Pubblicato su InPiu.net
di Vincenzo Visco
Le polemiche interne alla maggioranza sulla manovra si concentrano su argomenti spesso futili e sulla difesa di interessi micro-settoriali difficilmente difendibili. Anche l’intervento sugli extraprofitti (delle banche) che in teoria poteva avere un senso, data la ridotta tassazione dei profitti che oggi caratterizza buona parte dei sistemi fiscali, non essendo una misura generale applicabile a tutte le imprese previa una definizione economicamente corretta di profitto ordinario, bensì un intervento su un solo settore, finisce per apparire come una sorta di estorsione a carico solo di alcune imprese, e precisamente di “quelle in cui ci sono i soldi” come spiegò oltre un secolo fa un famoso bandito americano specializzato in rapine bancarie. Queste polemiche, peraltro, sembrano anche contraddire e rimettere in discussione l’unico aspetto positivo della politica economica del governo negli ultimi 3 anni, e cioè l’attenzione agli equilibri di bilancio che per la destra italiana rappresenta una novità di rilievo. Anche se l’equilibrio viene ottenuto grazie a un aumento delle tasse, soprattutto sui redditi di lavoro dipendente, e con la rinuncia ad ogni intervento utile a stimolare una crescita stagnante, se questa convinzione si consolidasse, non sarebbe male. Ma il punto fondamentale appare un altro, e cioè il rifiuto a riconoscere che la situazione del Paese è grave, molto grave, e che siamo avvolti in una spirale di declino che dura ormai da più di 20 anni, e che viene ignorata dal governo, e anche dall’opposizione.

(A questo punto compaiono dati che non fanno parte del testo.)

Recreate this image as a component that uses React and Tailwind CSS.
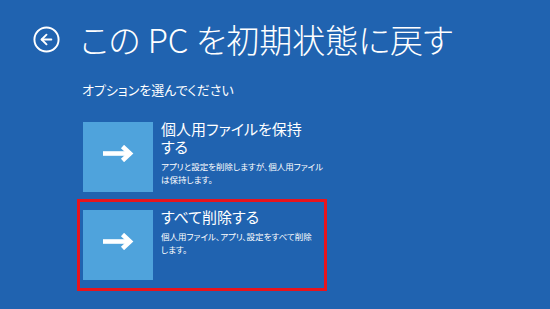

Pochi dati possono riassumere la situazione: tra il 2000 e il 2019 il Pil reale pro capite della zona euro è cresciuto in media del 19%, quello italiano è rimasto invariato. Mentre nel 2000 il pil reale pro capite italiano superava del 3% quello medio della zona euro, nel 2019 esso risultava inferiore alla stessa media del 17! Gli investimenti fissi lordi si sono ridotti di diversi punti percentuali, e tra il 2013 e il 2017, al netto degli ammortamenti, sono risultati addirittura negativi! Esiste in Italia una enorme questione salariale. Nel corso degli anni 2000 la quota del reddito nazionale destinata al lavoro si è ridotta di 10 punti percentuali (e di altrettanto è aumentata quella dei profitti e delle rendite), ed oggi risulta inferiore al 50%. Nei 30 anni tra il 1990 e il 2020, i salari sono aumentati in Germania del 33%, il Francia del 31%, mentre in Italia sono diminuiti del 2,9%. Tra tutti i Paesi OCSE l’Italia è quello in cui la perdita di potere d’acquisto dei salari è stata maggiore. I giovani, soprattutto laureati, lasciano il Paese. Siamo ormai diventati un popolo di cuochi, camerieri e affittacamere! Le imprese non investono perché i profitti sono garantiti dal basso costo del lavoro e dai sussidi pubblici. Il sistema tributario è un colabrodo che sancisce disparità di trattamento ingiustificabili e inaccettabili. La scuola non funziona, la sanità è in crisi. Quando vogliamo cominciare a discutere su cosa fare, ammesso che siamo ancora in tempo?